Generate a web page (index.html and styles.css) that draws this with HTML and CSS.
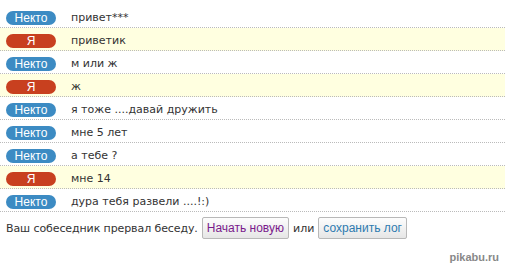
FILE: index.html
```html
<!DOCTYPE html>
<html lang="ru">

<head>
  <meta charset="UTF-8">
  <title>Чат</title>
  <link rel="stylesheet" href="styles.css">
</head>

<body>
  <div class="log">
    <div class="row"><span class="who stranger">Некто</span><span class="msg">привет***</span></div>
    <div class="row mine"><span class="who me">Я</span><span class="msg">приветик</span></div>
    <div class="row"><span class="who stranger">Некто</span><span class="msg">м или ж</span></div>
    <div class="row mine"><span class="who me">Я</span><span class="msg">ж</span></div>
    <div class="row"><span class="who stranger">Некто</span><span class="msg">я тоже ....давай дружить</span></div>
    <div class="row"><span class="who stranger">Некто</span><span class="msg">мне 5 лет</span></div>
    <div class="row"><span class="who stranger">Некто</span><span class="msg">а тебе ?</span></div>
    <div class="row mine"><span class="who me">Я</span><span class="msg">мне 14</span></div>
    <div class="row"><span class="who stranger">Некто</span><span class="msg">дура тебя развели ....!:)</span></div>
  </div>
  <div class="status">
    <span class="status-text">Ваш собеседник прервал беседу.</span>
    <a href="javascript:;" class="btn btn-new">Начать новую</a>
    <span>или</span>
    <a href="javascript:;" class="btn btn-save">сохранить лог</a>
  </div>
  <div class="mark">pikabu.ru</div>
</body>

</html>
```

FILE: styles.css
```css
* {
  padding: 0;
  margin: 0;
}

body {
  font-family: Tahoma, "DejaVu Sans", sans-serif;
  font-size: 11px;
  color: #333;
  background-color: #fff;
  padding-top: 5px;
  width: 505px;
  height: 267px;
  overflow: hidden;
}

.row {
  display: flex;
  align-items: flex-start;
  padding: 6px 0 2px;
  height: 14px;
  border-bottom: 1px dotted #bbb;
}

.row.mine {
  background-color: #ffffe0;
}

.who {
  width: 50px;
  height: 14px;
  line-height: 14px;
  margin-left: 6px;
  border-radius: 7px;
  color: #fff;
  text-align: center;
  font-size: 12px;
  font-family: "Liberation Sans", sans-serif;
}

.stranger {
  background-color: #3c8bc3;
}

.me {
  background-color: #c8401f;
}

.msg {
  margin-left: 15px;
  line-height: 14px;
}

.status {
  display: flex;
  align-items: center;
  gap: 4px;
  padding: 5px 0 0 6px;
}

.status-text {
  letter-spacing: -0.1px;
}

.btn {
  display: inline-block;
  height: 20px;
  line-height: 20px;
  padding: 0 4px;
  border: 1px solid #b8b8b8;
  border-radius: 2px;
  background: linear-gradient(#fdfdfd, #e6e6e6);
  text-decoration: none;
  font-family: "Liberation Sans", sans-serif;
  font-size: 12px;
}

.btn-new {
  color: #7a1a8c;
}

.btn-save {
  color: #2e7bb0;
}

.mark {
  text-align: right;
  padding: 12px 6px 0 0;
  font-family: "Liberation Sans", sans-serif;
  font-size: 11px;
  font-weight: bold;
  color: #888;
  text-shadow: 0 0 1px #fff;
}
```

##############################

STATED TASK: Restate the data above word for word. Skip every picture.

ANSWER TO THE TASK:
Generate a web page (index.html and styles.css) that draws this with HTML and CSS.
FILE: index.html
```html
<!DOCTYPE html>
<html lang="ru">

<head>
  <meta charset="UTF-8">
  <title>Чат</title>
  <link rel="stylesheet" href="styles.css">
</head>

<body>
  <div class="log">
    <div class="row"><span class="who stranger">Некто</span><span class="msg">привет***</span></div>
    <div class="row mine"><span class="who me">Я</span><span class="msg">приветик</span></div>
    <div class="row"><span class="who stranger">Некто</span><span class="msg">м или ж</span></div>
    <div class="row mine"><span class="who me">Я</span><span class="msg">ж</span></div>
    <div class="row"><span class="who stranger">Некто</span><span class="msg">я тоже ....давай дружить</span></div>
    <div class="row"><span class="who stranger">Некто</span><span class="msg">мне 5 лет</span></div>
    <div class="row"><span class="who stranger">Некто</span><span class="msg">а тебе ?</span></div>
    <div class="row mine"><span class="who me">Я</span><span class="msg">мне 14</span></div>
    <div class="row"><span class="who stranger">Некто</span><span class="msg">дура тебя развели ....!:)</span></div>
  </div>
  <div class="status">
    <span class="status-text">Ваш собеседник прервал беседу.</span>
    <a href="javascript:;" class="btn btn-new">Начать новую</a>
    <span>или</span>
    <a href="javascript:;" class="btn btn-save">сохранить лог</a>
  </div>
  <div class="mark">pikabu.ru</div>
</body>

</html>
```

FILE: styles.css
```css
* {
  padding: 0;
  margin: 0;
}

body {
  font-family: Tahoma, "DejaVu Sans", sans-serif;
  font-size: 11px;
  color: #333;
  background-color: #fff;
  padding-top: 5px;
  width: 505px;
  height: 267px;
  overflow: hidden;
}

.row {
  display: flex;
  align-items: flex-start;
  padding: 6px 0 2px;
  height: 14px;
  border-bottom: 1px dotted #bbb;
}

.row.mine {
  background-color: #ffffe0;
}

.who {
  width: 50px;
  height: 14px;
  line-height: 14px;
  margin-left: 6px;
  border-radius: 7px;
  color: #fff;
  text-align: center;
  font-size: 12px;
  font-family: "Liberation Sans", sans-serif;
}

.stranger {
  background-color: #3c8bc3;
}

.me {
  background-color: #c8401f;
}

.msg {
  margin-left: 15px;
  line-height: 14px;
}

.status {
  display: flex;
  align-items: center;
  gap: 4px;
  padding: 5px 0 0 6px;
}

.status-text {
  letter-spacing: -0.1px;
}

.btn {
  display: inline-block;
  height: 20px;
  line-height: 20px;
  padding: 0 4px;
  border: 1px solid #b8b8b8;
  border-radius: 2px;
  background: linear-gradient(#fdfdfd, #e6e6e6);
  text-decoration: none;
  font-family: "Liberation Sans", sans-serif;
  font-size: 12px;
}

.btn-new {
  color: #7a1a8c;
}

.btn-save {
  color: #2e7bb0;
}

.mark {
  text-align: right;
  padding: 12px 6px 0 0;
  font-family: "Liberation Sans", sans-serif;
  font-size: 11px;
  font-weight: bold;
  color: #888;
  text-shadow: 0 0 1px #fff;
}
```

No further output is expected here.